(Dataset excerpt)
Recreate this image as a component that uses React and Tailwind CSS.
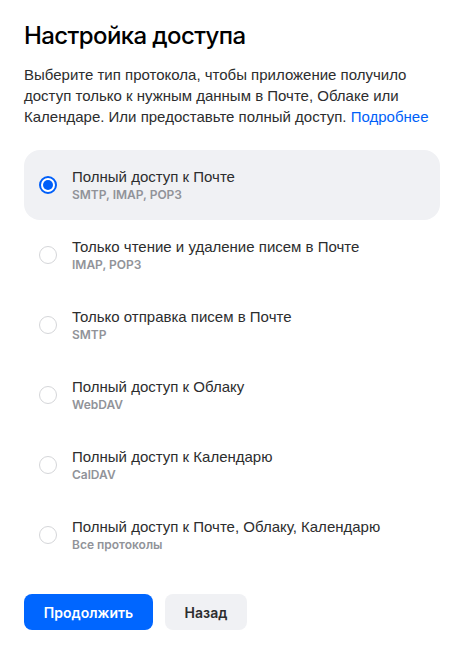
import React from 'react';

const options = [
  { title: 'Полный доступ к Почте', sub: 'SMTP, IMAP, POP3' },
  { title: 'Только чтение и удаление писем в Почте', sub: 'IMAP, POP3' },
  { title: 'Только отправка писем в Почте', sub: 'SMTP' },
  { title: 'Полный доступ к Облаку', sub: 'WebDAV' },
  { title: 'Полный доступ к Календарю', sub: 'CalDAV' },
  { title: 'Полный доступ к Почте, Облаку, Календарю', sub: 'Все протоколы' },
];

const App = () => {
  const [selected, setSelected] = React.useState(0);

  return (
    <div className="w-[460px] min-h-[654px] bg-white pl-6 pr-5 pt-5 font-['Liberation_Sans',Arial,sans-serif] text-[#2c2d2e]">
      <h1 className="font-['Inter',sans-serif] text-[24px] leading-[32px] font-medium tracking-[-0.6px] text-[#000]">Настройка доступа</h1>

      <p className="mt-3 pr-1 text-[15px] leading-[21px] text-[#2c2d2e]">
        Выберите тип протокола, чтобы приложение получило доступ только к нужным данным в Почте, Облаке или Календаре. Или предоставьте полный доступ.{' '}
        <a href="#" className="text-[#005ff9]">Подробнее</a>
      </p>

      <div className="mt-[23px] flex flex-col">
        {options.map((item, index) => (
          <label
            key={index}
            onClick={() => setSelected(index)}
            className={`flex h-[70px] items-center gap-[15px] rounded-2xl pl-[15px] cursor-pointer ${selected === index ? 'bg-[#f0f1f4]' : ''}`}
          >
            {selected === index ? (
              <span className="flex h-[18px] w-[18px] shrink-0 items-center justify-center rounded-full border-2 border-[#005ff9] bg-white">
                <span className="h-[10px] w-[10px] rounded-full bg-[#005ff9]" />
              </span>
            ) : (
              <span className="h-[18px] w-[18px] shrink-0 rounded-full border-[1.5px] border-[#d5d6d9] bg-white" />
            )}
            <span className="flex flex-col">
              <span className="text-[15px] leading-[20px] text-[#2c2d2e]">{item.title}</span>
              <span className="font-['Inter',sans-serif] text-[12px] leading-[16px] font-semibold text-[#919399]">{item.sub}</span>
            </span>
          </label>
        ))}
      </div>

      <div className="mt-6 flex gap-3 font-['Inter',sans-serif]">
        <button className="h-9 w-[129px] rounded-lg bg-[#0066ff] text-[14px] font-semibold text-white">Продолжить</button>
        <button className="h-9 w-[82px] rounded-lg bg-[#f0f1f4] text-[14px] font-semibold text-[#2c2d2e]">Назад</button>
      </div>
    </div>
  );
};

export default App;
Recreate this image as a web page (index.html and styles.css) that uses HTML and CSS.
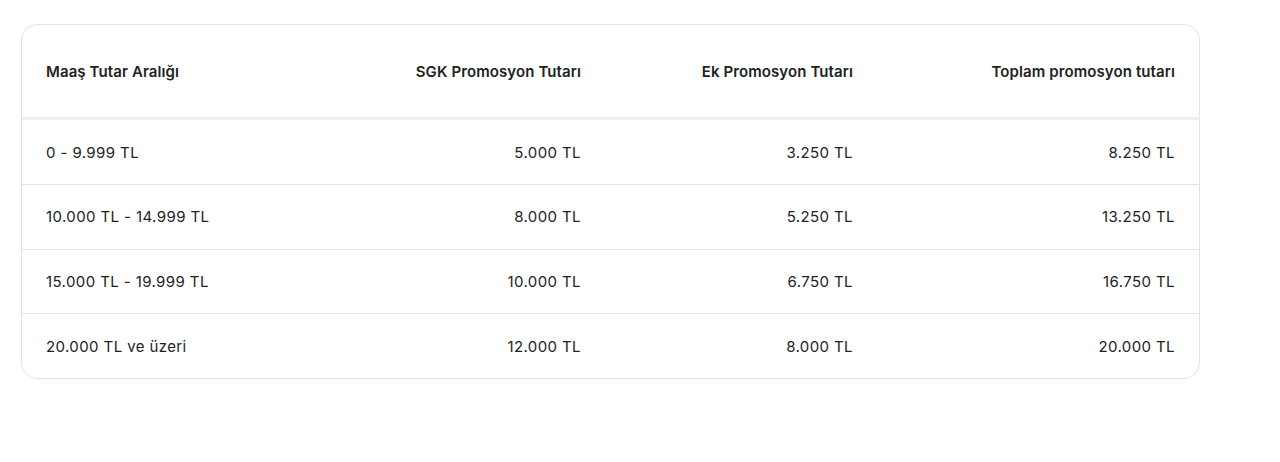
FILE: index.html
```html
<!DOCTYPE html>
<html lang="tr">
<head>
    <meta charset="UTF-8">
    <meta name="viewport" content="width=device-width, initial-scale=1.0">
    <title>Promosyon Tablosu</title>
    <link rel="stylesheet" href="styles.css">
</head>
<body>
    <div class="table-wrap">
        <table class="promo-table">
            <colgroup>
                <col class="c1">
                <col class="c2">
                <col class="c3">
                <col class="c4">
            </colgroup>
            <thead>
                <tr>
                    <th>Maaş Tutar Aralığı</th>
                    <th class="num">SGK Promosyon Tutarı</th>
                    <th class="num">Ek Promosyon Tutarı</th>
                    <th class="num">Toplam promosyon tutarı</th>
                </tr>
            </thead>
            <tbody>
                <tr>
                    <td>0 - 9.999 TL</td>
                    <td class="num">5.000 TL</td>
                    <td class="num">3.250 TL</td>
                    <td class="num">8.250 TL</td>
                </tr>
                <tr>
                    <td>10.000 TL - 14.999 TL</td>
                    <td class="num">8.000 TL</td>
                    <td class="num">5.250 TL</td>
                    <td class="num">13.250 TL</td>
                </tr>
                <tr>
                    <td>15.000 TL - 19.999 TL</td>
                    <td class="num">10.000 TL</td>
                    <td class="num">6.750 TL</td>
                    <td class="num">16.750 TL</td>
                </tr>
                <tr>
                    <td>20.000 TL ve üzeri</td>
                    <td class="num">12.000 TL</td>
                    <td class="num">8.000 TL</td>
                    <td class="num">20.000 TL</td>
                </tr>
            </tbody>
        </table>
    </div>
</body>
</html>
```

FILE: styles.css
```css
body {
    margin: 0;
    padding: 24px 0 0 21px;
    background: #fff;
    font-family: Inter, "Noto Sans", Arial, sans-serif;
    color: #222;
}
.table-wrap {
    width: 1177px;
    border: 1px solid #e3e3e3;
    border-radius: 16px;
    overflow: hidden;
}
.promo-table {
    width: 100%;
    border-collapse: collapse;
    table-layout: fixed;
    font-size: 15px;
}
.c1 { width: 311px; }
.c2 { width: 272px; }
.c3 { width: 272px; }
.c4 { width: 322px; }
th, td {
    padding: 0 24px;
    text-align: left;
}
th {
    height: 92.4px;
    font-weight: 600;
    letter-spacing: 0.1px;
    border-bottom: 3px solid #eeeeee;
}
td {
    height: 63.7px;
    font-weight: 400;
    letter-spacing: 0.4px;
    border-bottom: 1px solid #e3e3e3;
}
tbody tr:last-child td {
    border-bottom: none;
}
.num {
    text-align: right;
}
```
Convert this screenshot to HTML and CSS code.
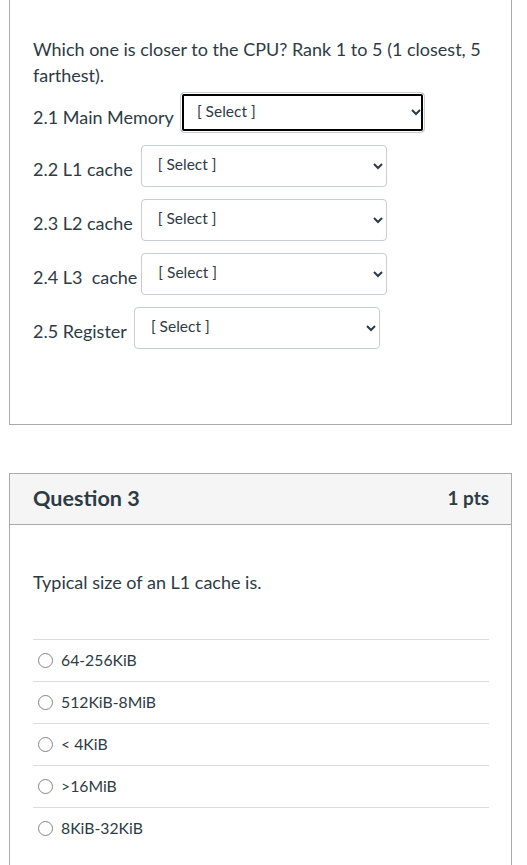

Your task: Look through the data and show every line containing "styles".

Task response:
Recreate this image as a web page (index.html and styles.css) that uses HTML and CSS.
    <link rel="stylesheet" href="styles.css">
FILE: styles.css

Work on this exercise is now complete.